Когда мы разобрались с языками германской группы, я сообщил руководству, что у меня еще и кое-какие романские языки есть в запасе, так что скорей про Яковлева можно сказать, что он не знает языков, чем про меня. Несмотря на эту мою неполиткорректную реплику, вопрос был как будто совсем уже решен в мою пользу — и тут Яковлев вдруг обратил внимание на мою стальную нержавеющую улыбку: у меня с десяток зубов был накрыт железными коронками.
— Пора тебе нормальные зубы вставить, — сказал он.
— Знаешь что? Мои зубы — это мое личное дело. — Железные коронки меня вполне устраивали, а чужое вмешательство в мои дела — нет.
— Согласен, это твое личное дело. Но тогда и мое личное — решать, кого я назначу главным путешественником.
— Да ладно! — миролюбиво сказал я. — Ну, что ты сразу горячишься! Да поставлю я зубы, подумаешь…
Я продал свой «Москвич» 41-й модели и на вырученные 2000 долларов таки обзавелся белыми нерусскими зубами.
И в итоге этим счастливым парнем, которому пришлось мотаться по разным континентам в силу производственной необходимости, оказался я.
Иду, бывало, по коммерсантовским коридорам — загорелый, усталый — jet lag ведь — с тремя загранпаспортами, распухшими от наклеенных виз, и простые репортеры, бледные, сгорбленные над казенными компьютерами, недобро смотрят мне вслед. Иногда меня окликали:
— Ты к нам надолго? Проездом? Из Африки в Китай? — невесело пытались шутить они.
— Нет — из Штатов в Австралию, — честно отвечал я.
Свинаренко: Да… Когда я учился в школе, думал: «Вот, надо работать журналистом — то есть ездить в Париж и Нью-Йорк по делу срочно, собирать там фактуру, фотографировать для глянцевых журналов…» Когда я, готовясь к этому, учил иностранные языки, знакомые говорили: «Ну ты дурак! Куда тебе в Париж?! С шахты-то? И без тебя полно желающих!»
— Скажи, а теперь, оглядываясь на пережитое, ты можешь сказать, что свои школьные амбиции — стать журналистом — ты удовлетворил полностью? В том виде, в каком они тогда были?
— В том — да.
— Теперь ты понимаешь, что это — херня на постном масле?
— Вовсе нет. Это было очень забавно!
— Не, ну ты сейчас удовлетворен тем, что ты достиг?
— Насчет удовлетворения — вопрос непростой. Но могу сказать, что к 93-м году я осуществил свои самые смелые планы, — касательно журналистики.
— Журналист, который ездит по заграницам.
— В том числе и по заграницам. А не просто сидит гниет в редакции.

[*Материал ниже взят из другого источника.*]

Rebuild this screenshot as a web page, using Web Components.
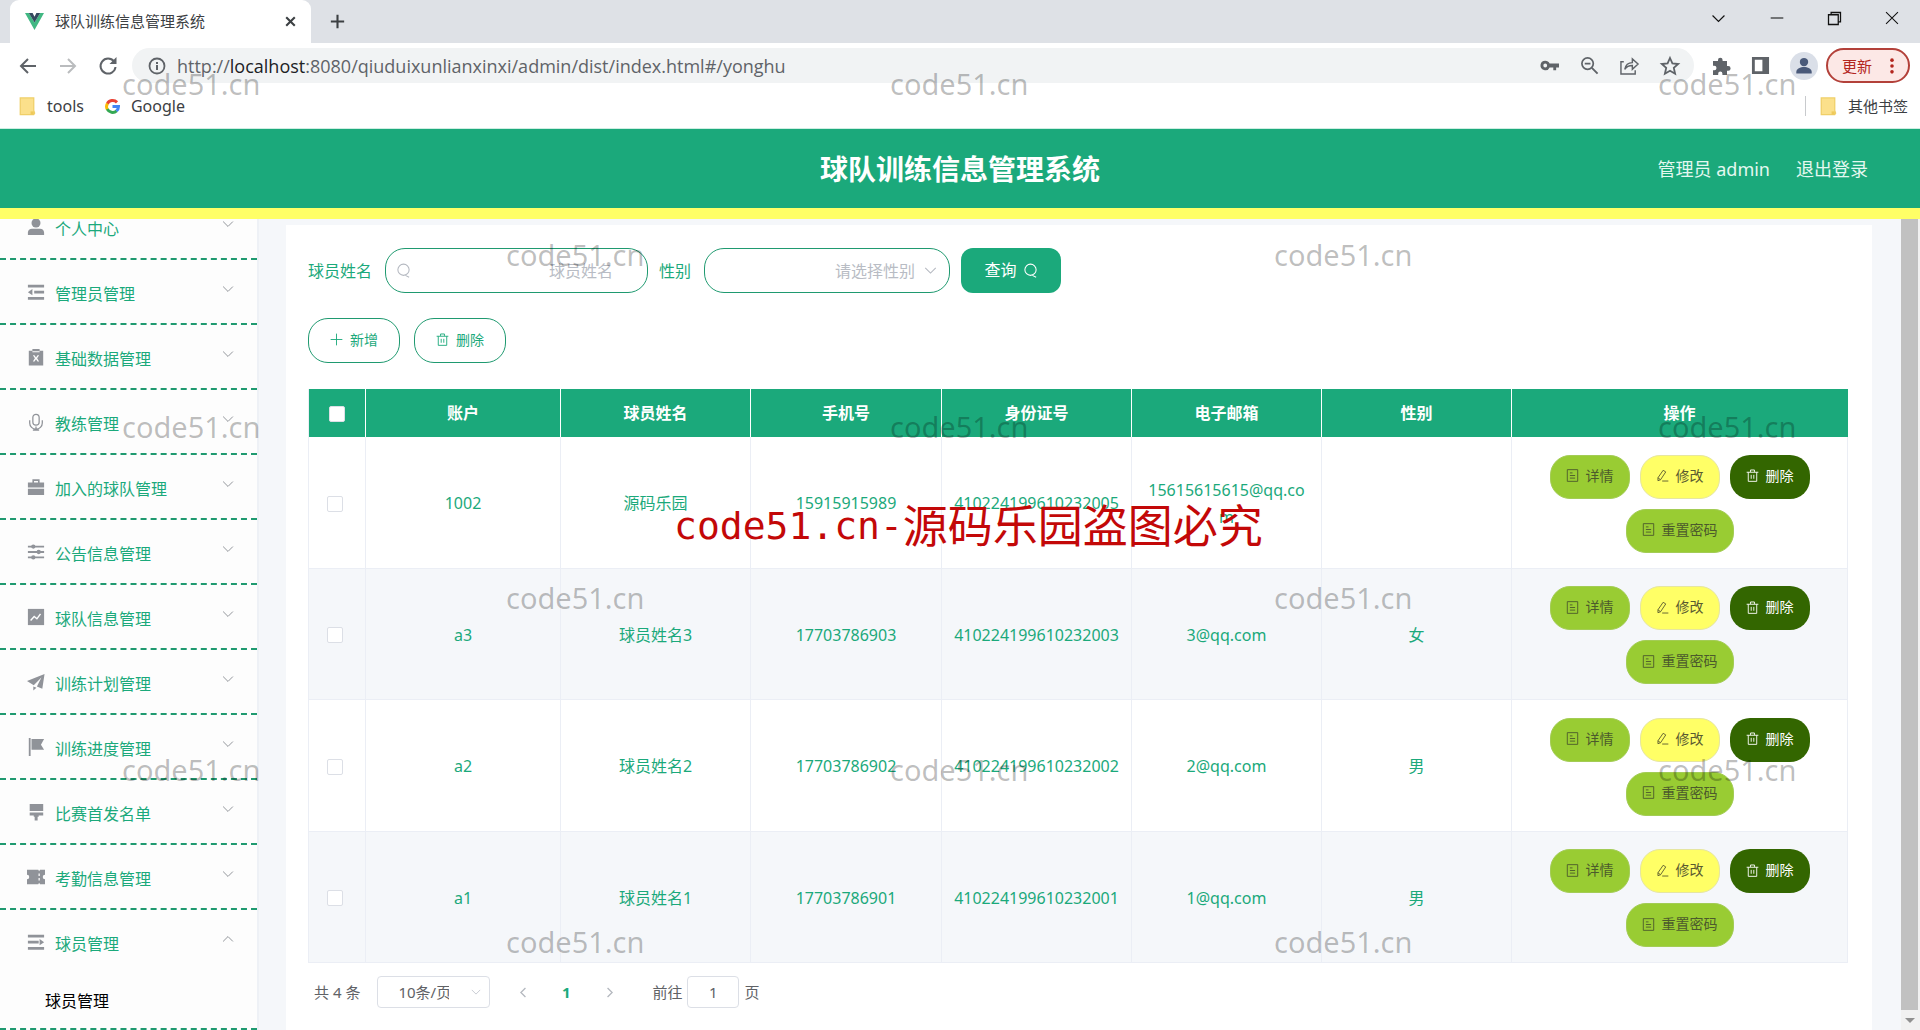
<!DOCTYPE html>
<html lang="zh-CN">
<head>
<meta charset="utf-8">
<title>球队训练信息管理系统</title>
<style>
html, body { height: 100%; }
body { margin: 0; display: flex; flex-direction: column; overflow: hidden; position: relative;
  font-family: "Noto Sans", "Noto Sans CJK SC", sans-serif; font-size: 16px; line-height: 24px; color: #1ba97b; background: #fff; }
admin-app { flex: 1; min-height: 0; }
</style>
</head>
<body>
<browser-bar></browser-bar>
<admin-app></admin-app>
<water-mark></water-mark>
<script>
const ICONS = {
  vue: '<path fill="#41b883" d="M0 1h4l6 10 6-10h4L10 19z"/><path fill="#34495e" d="M4 1h4l2 4 2-4h4l-6 10z"/>',
  close: '<path class="s" stroke-width="2.2" d="M5.500 5.500l9 9m0-9l-9 9"/>',
  plusBold: '<path class="s" stroke-width="2.2" d="M10 3v14M3 10h14"/>',
  back: '<path class="s" stroke-width="2" d="M18 10H3m7-7l-7 7 7 7"/>',
  forward: '<path class="s" stroke-width="2" d="M2 10h15m-7-7l7 7-7 7"/>',
  reload: '<path class="s" stroke-width="2" d="M16 5.500A7.500 7.500 0 1 0 17.500 11"/><path d="M18.500 1v7h-7z"/>',
  info: '<circle class="s" stroke-width="1.800" cx="10" cy="10" r="7.500"/><path d="M9 9h2v5H9zM9 6h2v2H9z"/>',
  key: '<path fill-rule="evenodd" d="M5.500 5a5 5 0 1 0 4.600 7H14v3h3v-3h3V8h-9.900A5 5 0 0 0 5.500 5zm0 3a2 2 0 1 1 0 4 2 2 0 0 1 0-4z"/>',
  zoomOut: '<circle class="s" stroke-width="1.800" cx="8" cy="8" r="6"/><path class="s" stroke-width="2" d="M12.500 12.500l6 6M5 8h6"/>',
  share: '<path class="s" stroke-width="1.500" d="M4 6H1v13h15v-4M5 14c1-5 4-7 8-7V3l6 5.500-6 5.500v-4c-4 0-6 1-8 4z"/>',
  star: '<path class="s" stroke-width="1.800" d="M10 2l2.400 5.400 5.800.6-4.400 3.900 1.300 5.800L10 14.700l-5.100 3 1.300-5.800L1.800 8l5.800-.6z"/>',
  puzzle: '<path d="M2 5h5V4a2.300 2.300 0 0 1 4.600 0v1H16v5h1.200a2.400 2.400 0 0 1 0 4.800H16V19h-4.600v-1.500a2.100 2.100 0 0 0-4.200 0V19H2v-4.800h1.300a2.200 2.200 0 0 0 0-4.400H2z"/>',
  panel: '<path fill-rule="evenodd" d="M1 1h18v18H1zM4 4v12h8V4z"/>',
  avatar: '<circle fill="#dadfe8" cx="10" cy="10" r="10"/><circle cx="10" cy="7.200" r="3"/><path d="M4.500 15.300v-1c0-2.400 3-3.600 5.500-3.600s5.500 1.200 5.500 3.600v1z"/>',
  dots: '<circle cx="10" cy="3.500" r="2"/><circle cx="10" cy="10" r="2"/><circle cx="10" cy="16.500" r="2"/>',
  folder: '<path fill="#fbe08b" stroke="#f0cf68" d="M2.500 1h15v14l1 3-1 1.500h-15z"/><path fill="#eec95a" d="M14 16h3.500v3.500H14z"/>',
  google: '<path fill="none" stroke="#ea4335" stroke-width="4" d="M16 4.500A8 8 0 0 0 3 6.500"/><path fill="none" stroke="#fbbc05" stroke-width="4" d="M3.200 6a8 8 0 0 0 0 8"/><path fill="none" stroke="#34a853" stroke-width="4" d="M3 13.500a8 8 0 0 0 12.500 2.300"/><path fill="none" stroke="#4285f4" stroke-width="4" d="M10 10h8a8 8 0 0 1-2.700 6"/>',
  down: '<path class="s" d="M3 6.500l7 7 7-7"/>',
  up: '<path class="s" d="M3 13.500l7-7 7 7"/>',
  left: '<path class="s" stroke-width="2" d="M13 3l-7 7 7 7"/>',
  right: '<path class="s" stroke-width="2" d="M7 3l7 7-7 7"/>',
  min: '<path class="s" stroke-width="1.500" d="M1 10h18"/>',
  restore: '<path class="s" stroke-width="1.700" d="M2 5h13v13H2zM5.500 5V2H18v12.500h-3"/>',
  winClose: '<path class="s" stroke-width="1.500" d="M1.500 1.500l17 17m0-17l-17 17"/>',
  search: '<circle class="s" cx="10" cy="9" r="7.500"/><path class="s" d="M12.500 16.500l5 2.500"/>',
  plus: '<path class="s" d="M10 1v18M1 10h18"/>',
  trash: '<path class="s" d="M1 5h18M7 4.500V1.500h6v3M3.500 5v14h13V5M8 9v6m4-6v6"/>',
  doc: '<path class="s" d="M2 1h16v18H2zM6 6h4m-4 4h8m-8 4h8"/>',
  edit: '<path class="s" d="M3 13.500L11 2l4 2.500-8 12L3 18zM3 13.500l4 3M9.500 18.500H19"/>',
  user: '<circle cx="10" cy="5.500" r="5"/><path d="M1 19v-2.500c0-3 2-4.500 4.500-4.500h9c2.500 0 4.500 1.500 4.500 4.500V19z"/>',
  fold: '<path d="M1 2h18v3H1zM8 8.700h11v3H8zM1 15.500h18v3H1zM6 6.800v6.700L1 10.200z"/>',
  unfold: '<path d="M1 2h18v3H1zM1 8.700h12v3H1zM1 15.500h18v3H1zM14 6.800v6.700l5-3.300z"/>',
  clip: '<path fill-rule="evenodd" d="M2 3h4V1h8v2h4v16.500H2zM6 3.500v1.300h8V3.500zM6.500 8l2.300 3.500L6.500 15h1.800l1.700-2.600 1.700 2.600h1.800l-2.300-3.500L13.500 8h-1.800L10 10.600 8.300 8z"/>',
  mic: '<path class="s" d="M6.500 5a3.500 3.500 0 0 1 7 0v5a3.500 3.500 0 0 1-7 0zM3 8v3a7 7 0 0 0 14 0V8M10 18v-3M6.500 19h7"/>',
  bag: '<path fill-rule="evenodd" d="M1 5h5V1.500h8V5h5v5.500H1zM7.800 3.200V5h4.400V3.200zM1 12h18v7H1z"/>',
  sliders: '<path class="s" stroke-width="2" d="M1 4h18M1 10h18M1 16h18"/><circle cx="7" cy="4" r="2.400"/><circle cx="13" cy="10" r="2.400"/><circle cx="7" cy="16" r="2.400"/>',
  chart: '<path d="M1 1h18v18H1z"/><path fill="none" stroke="#fff" stroke-width="1.600" d="M4 14l4-4.500 3 2.500 4-5.500"/>',
  plane: '<path d="M0 9L19.500 1 17 17.500l-6-2.500L16 5 7.500 13.500zM7 15l3.500 1.500L7 19.500z"/>',
  flag: '<path d="M2 0h2v20H2zM5 1h14l-3.500 6.500L19 13H5z"/>',
  brush: '<path d="M3 1h15v8H3zM3 10.500h15v3.500h-5v1.200h-1.200V19.500H8.500v-4.300H7.500V14H3z"/>',
  ticket: '<path d="M0 2h12.500l1 1.500 1-1.500H20v5.500a2.500 2.500 0 0 0 0 5V18h-5.500l-1-1.500-1 1.500H0v-5.500a2.500 2.500 0 0 0 0-5zM12.800 6v3h1.400V6zm0 5v3h1.400v-3z" fill-rule="evenodd"/>'
};

class UiElement extends HTMLElement {
  constructor() {
    super();
    this.attachShadow({ mode: 'open' });
  }
  connectedCallback() {
    this.shadowRoot.innerHTML = `<style>*{box-sizing:border-box}${this.css()}</style>${this.html()}`;
  }
  css() { return ''; }
  html() { return '<slot></slot>'; }
}

/* <ui-icon name size> */
customElements.define('ui-icon', class extends UiElement {
  css() {
    const s = this.getAttribute('size') || 16;
    return `:host{display:inline-flex;flex:none;width:${s}px;height:${s}px}
      svg{width:100%;height:100%;fill:currentColor;stroke-width:1.4;overflow:visible}
      .s{fill:none;stroke:currentColor}`;
  }
  html() { return `<svg viewBox="0 0 20 20" aria-hidden="true">${ICONS[this.getAttribute('name')]}</svg>`; }
});

customElements.define('browser-bar', class extends UiElement {
  css() { return `
    :host{display:block;color:#5f6368;border-bottom:1px solid #cdeee2}
    button{all:unset;display:inline-flex;align-items:center;justify-content:center;box-sizing:border-box}
    .row,.grp,.tab{display:flex;align-items:center}
    .tabs{height:43px;background:#dee1e6;padding:0 21px 0 10px;justify-content:space-between;color:#111}
    .tab{width:301px;height:43px;background:#fff;border-radius:9px 9px 0 0;padding:0 11px 1px 15px;gap:11px;font-size:15px;color:#3c4043}
    .tab span{flex:1}
    .new{margin:0 0 1px 17px;color:#3c4043}
    .win{gap:43px;padding-bottom:7px}
    .tool{height:45px;padding:0 10px 0 18px}
    .nav{gap:20px}
    .omni{flex:1;height:35px;margin-left:3px;border-radius:18px;background:#f1f3f4;display:flex;align-items:center;padding:0 14px 0 15px;gap:10px}
    .url{flex:1;font-size:18px;white-space:nowrap;font-family:"Open Sans","Noto Sans CJK SC",sans-serif}
    .url b{font-weight:400;color:#202124}
    .acts{gap:21px}
    .ext{gap:20px;padding:0 8px 0 17px}
    .avatar{color:#4a5a7a;display:inline-flex}
    .upd{height:35px;width:84px;border:2px solid #b3413a;border-radius:18px;background:#fce8e6;color:#b3261e;font-size:15px;justify-content:space-between;padding:0 7px 0 14px}
    .marks{height:40px;padding:0 12px 4px 18px;justify-content:space-between;color:#3c4043}
    a{color:inherit;text-decoration:none;display:inline-flex;align-items:center;gap:11px}
    .grp.l{gap:21px}
    .other{border-left:1px solid #c8cacd;padding-left:13px;height:20px;font-size:15px}
  `; }
  html() { return `
    <div class="row tabs">
      <div class="grp"><div class="tab"><ui-icon name="vue" size="19"></ui-icon><span>球队训练信息管理系统</span><button aria-label="关闭标签"><ui-icon name="close" size="19"></ui-icon></button></div>
      <button class="new" aria-label="新标签页"><ui-icon name="plusBold" size="19"></ui-icon></button></div>
      <div class="grp win"><button aria-label="标签列表"><ui-icon name="down" size="17"></ui-icon></button><button aria-label="最小化"><ui-icon name="min" size="14"></ui-icon></button><button aria-label="还原"><ui-icon name="restore" size="15"></ui-icon></button><button aria-label="关闭"><ui-icon name="winClose" size="14"></ui-icon></button></div>
    </div>
    <div class="row tool">
      <div class="grp nav"><button aria-label="后退"><ui-icon name="back" size="20"></ui-icon></button><button aria-label="前进" style="color:#babcbe"><ui-icon name="forward" size="20"></ui-icon></button><button aria-label="刷新"><ui-icon name="reload" size="20"></ui-icon></button></div>
      <span style="width:11px"></span>
      <div class="omni"><ui-icon name="info" size="20"></ui-icon><div class="url" role="textbox" aria-label="地址栏">http://<b>localhost</b>:8080/qiuduixunlianxinxi/admin/dist/index.html#/yonghu</div>
        <div class="grp acts"><ui-icon name="key" size="19"></ui-icon><ui-icon name="zoomOut" size="19"></ui-icon><ui-icon name="share" size="19"></ui-icon><ui-icon name="star" size="20"></ui-icon></div></div>
      <div class="grp ext"><ui-icon name="puzzle" size="20"></ui-icon><ui-icon name="panel" size="19"></ui-icon><span class="avatar"><ui-icon name="avatar" size="28"></ui-icon></span></div>
      <button class="upd">更新<ui-icon name="dots" size="18"></ui-icon></button>
    </div>
    <div class="row marks">
      <div class="grp l"><a href="#tools"><ui-icon name="folder" size="18"></ui-icon>tools</a><a href="#google"><ui-icon name="google" size="15"></ui-icon>Google</a></div>
      <a class="other" href="#other"><ui-icon name="folder" size="18"></ui-icon>其他书签</a>
    </div>`; }
});

customElements.define('app-header', class extends UiElement {
  css() { return `
    :host{display:grid;grid-template-columns:1fr auto 1fr;align-items:center;height:90px;padding:0 52px;background:#1ba97b;border-bottom:11px solid #ffff66;color:#e4f8f0;box-sizing:border-box;font-size:18px}
    h1{grid-column:2;margin:0;font-size:28px;line-height:40px;font-weight:700;color:#fff}
    div{justify-self:end;display:flex;gap:26px}
    a{color:inherit;text-decoration:none}`; }
  html() { return `<h1>球队训练信息管理系统</h1><div><span>管理员 admin</span><a href="#logout">退出登录</a></div>`; }
});

customElements.define('nav-item', class extends UiElement {
  css() { return `
    :host{display:block;flex:none;border-bottom:2px dashed #1f9a70}
    button{all:unset;box-sizing:border-box;width:100%;height:63px;display:flex;align-items:center;padding:0 22px 0 27px;gap:10px}
    .t{flex:1;padding-top:5px}
    .i{color:#909399;display:flex}
    .c{color:#909399;display:flex;padding-bottom:5px}
    ::slotted(a){display:block;padding:16px 0 15px 45px;color:#000;text-decoration:none}`; }
  html() {
    const open = this.hasAttribute('open');
    return `<button aria-expanded="${open}"><span class="i"><ui-icon name="${this.getAttribute('icon')}" size="18"></ui-icon></span><span class="t">${this.getAttribute('label')}</span><span class="c"><ui-icon name="${open ? 'up' : 'down'}" size="14"></ui-icon></span></button><slot></slot>`;
  }
});

customElements.define('side-nav', class extends UiElement {
  css() { return `:host{display:flex;flex-direction:column;justify-content:flex-end;flex:0 0 259px;overflow:hidden;background:#fdfdfd;border-right:2px solid #eef1f6;box-sizing:border-box}`; }
  html() {
    return [['user', '个人中心'], ['fold', '管理员管理'], ['clip', '基础数据管理'], ['mic', '教练管理'], ['bag', '加入的球队管理'], ['sliders', '公告信息管理'],
      ['chart', '球队信息管理'], ['plane', '训练计划管理'], ['flag', '训练进度管理'], ['brush', '比赛首发名单'], ['ticket', '考勤信息管理']]
      .map(([i, l]) => `<nav-item icon="${i}" label="${l}"></nav-item>`).join('') +
      `<nav-item icon="unfold" label="球员管理" open><a href="#/yonghu">球员管理</a></nav-item>`;
  }
});

customElements.define('search-form', class extends UiElement {
  css() { return `
    :host{display:block}
    form{display:flex;align-items:center}
    .field{position:relative;display:flex;align-items:center;color:#b4b8c0;margin:0 11px 0 13px}
    .field ui-icon{position:absolute;pointer-events:none}
    .lead{left:11px}.tail{right:12px}
    input,select{appearance:none;width:263px;height:45px;border:1px solid #1f9a70;border-radius:20px;background:#fff;padding:0 34px;font:inherit;color:#b8bcc4;text-align:right;outline:0}
    select{width:246px;text-align-last:right}
    input::placeholder{color:#b8bcc4}
    button{all:unset;box-sizing:border-box;height:45px;width:100px;border-radius:12px;background:#1ba97b;color:#fff;display:flex;align-items:center;justify-content:center;padding-bottom:1px;gap:6px}`; }
  html() { return `<form>
    <label for="name">球员姓名</label>
    <span class="field"><ui-icon class="lead" name="search" size="15"></ui-icon><input id="name" placeholder="球员姓名"></span>
    <label for="sex">性别</label>
    <span class="field"><select id="sex"><option>请选择性别</option><option>男</option><option>女</option></select><ui-icon class="tail" name="down" size="15"></ui-icon></span>
    <button type="button">查询<ui-icon name="search" size="15"></ui-icon></button></form>`; }
});

/* <pill-button icon kind> : kind is outline, lime, yellow or dark */
customElements.define('pill-button', class extends UiElement {
  css() { return `
    :host{display:inline-flex;font-size:14px}
    button{all:unset;box-sizing:border-box;height:44px;padding:0 15px 2px;border:1px solid #0000;border-radius:20px;display:flex;align-items:center;gap:7px;white-space:nowrap;line-height:20px}
    :host([kind=outline]) button{height:45px;padding:0 21px 2px;border-color:#1f9a70}
    :host([kind=lime]) button{background:#99cc33;color:#4c5a2c;border-color:#a3cc55}
    :host([kind=yellow]) button{background:#ffff66;color:#5a5a30;border-color:#e6e6a0}
    :host([kind=dark]) button{background:#336600;color:#fff}`; }
  html() { return `<button type="button"><ui-icon name="${this.getAttribute('icon')}" size="13"></ui-icon><slot></slot></button>`; }
});

customElements.define('player-table', class extends UiElement {
  css() { return `
    :host{display:block}
    table{width:100%;table-layout:fixed;border-collapse:separate;border-spacing:0;border-left:1px solid #ebeef5}
    th,td{padding:0 12px;text-align:center;border-right:1px solid #ebeef5;overflow-wrap:anywhere;line-height:27px}
    th{height:48px;background:#1ba97b;color:#fff;border-color:#fff;font-weight:700}
    td{height:132px;padding-top:2px;border-bottom:1px solid #ebeef5}
    th:last-child{border-color:#1ba97b}
    td:nth-child(5),td:nth-child(6){padding:2px 10px 0}
    tr:nth-child(even) td{height:131px;background:#f5f7fa}
    td:first-child,th:first-child{padding:0}
    input{appearance:none;display:block;width:16px;height:16px;margin:2px auto 0;border:1px solid #dcdfe6;border-radius:2px;background:#fff}
    td input{margin-left:18px}
    .ops{display:flex;flex-wrap:wrap;justify-content:center;gap:10px}`; }
  html() {
    const rows = [['1002', '源码乐园', '15915915989', '410224199610232005', '15615615615@qq.com', ''], ['a3', '球员姓名3', '17703786903', '410224199610232003', '3@qq.com', '女'],
      ['a2', '球员姓名2', '17703786902', '410224199610232002', '2@qq.com', '男'], ['a1', '球员姓名1', '17703786901', '410224199610232001', '1@qq.com', '男']];
    const ops = `<div class="ops"><pill-button icon="doc" kind="lime">详情</pill-button><pill-button icon="edit" kind="yellow">修改</pill-button><pill-button icon="trash" kind="dark">删除</pill-button><pill-button icon="doc" kind="lime">重置密码</pill-button></div>`;
    return `<table><colgroup>${[57, 195, 190, 191, 190, 190, 190, 336].map(w => `<col style="width:${w}px">`).join('')}</colgroup>
      <thead><tr><th><input type="checkbox" aria-label="全选"></th>${['账户', '球员姓名', '手机号', '身份证号', '电子邮箱', '性别', '操作'].map(t => `<th>${t}</th>`).join('')}</tr></thead>
      <tbody>${rows.map(r => `<tr><td><input type="checkbox" aria-label="选择 ${r[0]}"></td>${r.map(c => `<td>${c}</td>`).join('')}<td>${ops}</td></tr>`).join('')}</tbody></table>`;
  }
});

customElements.define('page-nav', class extends UiElement {
  css() { return `
    :host{display:flex;align-items:center;padding:13px 6px;font-size:15px;color:#606266}
    .size{position:relative;display:flex;align-items:center;margin:0 25px 0 17px;color:#c0c4cc}
    .size ui-icon{position:absolute;right:8px;pointer-events:none}
    select,input{appearance:none;height:32px;border:1px solid #dcdfe6;border-radius:4px;background:#fff;font:inherit;color:#606266;outline:0}
    select{width:113px;padding:0 40px 0 20px;text-align-last:center}
    button{all:unset;width:16px;height:28px;display:flex;align-items:center;justify-content:center;color:#b4b8bf}
    .pages{display:flex;align-items:center;gap:27px;margin-right:35px}
    .cur{color:#1ba97b;font-weight:700}
    label{display:flex;align-items:center;gap:5px}
    input{width:52px;padding:0;text-align:center}`; }
  html() { return `<span>共 4 条</span>
    <span class="size"><select aria-label="每页条数"><option>10条/页</option><option>20条/页</option></select><ui-icon name="down" size="12"></ui-icon></span>
    <span class="pages"><button aria-label="上一页"><ui-icon name="left" size="13"></ui-icon></button><button class="cur">1</button><button aria-label="下一页"><ui-icon name="right" size="13"></ui-icon></button></span>
    <label>前往<input value="1">页</label>`; }
});

customElements.define('admin-app', class extends UiElement {
  css() { return `
    :host{display:flex;flex-direction:column}
    .body{flex:1;min-height:0;display:flex}
    main{flex:1;min-width:0;background:#f5f7fa;padding:6px 29px 0 27px;display:flex}
    section{flex:1;min-width:0;background:#fff;padding:23px 24px 0 22px;overflow:hidden}
    .acts{display:flex;gap:14px;margin:25px 0 26px}
    .bar{flex:0 0 19px;display:flex;flex-direction:column;background:#f1f1f1;padding-right:2px}
    .thumb{flex:1;background:#c1c1c1}
    .arrow{height:20px;display:flex;align-items:center;justify-content:center}
    .arrow::before{content:"";border:5px solid #0000;border-top-color:#909090;border-bottom:0}`; }
  html() { return `<app-header></app-header><div class="body"><side-nav></side-nav>
    <main><section><search-form></search-form>
      <div class="acts"><pill-button icon="plus" kind="outline">新增</pill-button><pill-button icon="trash" kind="outline">删除</pill-button></div>
      <player-table></player-table><page-nav></page-nav></section></main>
    <div class="bar"><div class="thumb"></div><div class="arrow"></div></div></div>`; }
});

/* Tiled overlay: three columns on odd rows, two in between on even rows */
customElements.define('water-mark', class extends UiElement {
  css() { return `
    :host{position:absolute;inset:0;overflow:hidden;pointer-events:none;color:rgba(0,0,0,.26);font-size:29px;line-height:40px}
    span{position:absolute}
    p{position:absolute;left:674px;top:500px;margin:0;display:flex;align-items:center;font-size:45px;line-height:52px;color:#c30808;white-space:nowrap}
    i{font:normal 38px/52px "DejaVu Sans Mono","Liberation Mono",monospace}`; }
  html() {
    let out = '';
    for (let r = 0; r < 6; r++)
      for (let c = 0; c < 3 - r % 2; c++)
        out += `<span style="left:${122 + (r % 2) * 384 + c * 768}px;top:${64 + Math.floor(r * 171.6)}px">code51.cn</span>`;
    return out + '<p><i>code51.cn-</i>源码乐园盗图必究</p>';
  }
});
</script>
</body>
</html>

— И в колхозе «Стальное вымя»…
— Ну, типа. И не воюет с пьющими и трахающимися сотрудниками, когда все всё забыли и ничего не успели, когда личный состав грызет тебе спину и пьет твою кровь.
— А, я понял — репортер в том смысле, в котором поздний Юлиан Семенов описывал свое пребывание за границей. Да, да…
— Ну, да. И бабки еще платят нормальные, как начальнику. Еще был советский фильм «Журналист» — черно-белый, помнишь?
— Да, да.
— А скорей даже образцом был, как я теперь понимаю, журналист из «Фантомаса». Мотался человек по Парижу, дружил с девушками, красиво обедал, гонялся за Фантомасом… И не сказать, чтоб он сильно дежурил по типографии и выковыривал шилом отлитую на линотипе строчку. Ловля Фантомаса или как минимум раздобывание о нем информации — это все было очень близко к моей службе в отделе преступности.
— А сейчас ты в следующую стадию перешел? Ты ведь уже издатель! Уже журналисты по твоим указаниям ездят в Париж!
— Ну, мне не в падлу и самому съездить в Париж. Зачем людей гонять, отрывать от их работы… Помню, меня как-то спросили там: «А вы часто в Париже бываете?» И я честно ответил: «Да вот в последний раз я тут был в прошлый уикэнд».
— Мог бы уже кого-то и послать.
— Так по-французски ж никто не знает. Надо переводчика. А я во время этих поездок стал бойчее болтать по-французски. Не в «совершенстве», как некоторые любят говорить, но и не «со словарем». А так средне—с одной стороны безграмотно и примитивно, а с другой — бойко и убедительно. И еще с человеком-то надо фотографа посылать. Или съемку покупать. А так — я один. Чистая экономия! Я снимаю не гениально, но в целом приемлемо. Когда хуже, когда лучше. Хотя и не профессионал. А профи должен всегда выдавать качество «не ниже».
— Я тоже ведь снимаю. Помню, я снимал Бранденбургские ворота, когда только что сломали стену… Рейхстаг там стоит…
— О! Давай устроим фотовыставку совместную! Двух писателей.
— Давай.
— Короче, к 93-му году я в части журналистской карьеры достиг всего.
— Не зря листал языковые самоучители. «Недаром мы гремели кандалами!»
— И что горько, сколько ж времени было потеряно в этом смысле зря! Я должен был бы, по-хорошему, поступив на первый курс, сразу начать работать в настоящей газете, а на лекции и вовсе не ходить. Как это случилось с моим бывшим стажером, а ныне звездой телеэкрана Глебом Пьяных (с которым у нас одно время был общий псевдоним Лев Свиных) — он вроде как учился на журфаке, женился там, а на самом деле сочинял заметки в режиме full time и получал за это зарплату как взрослый.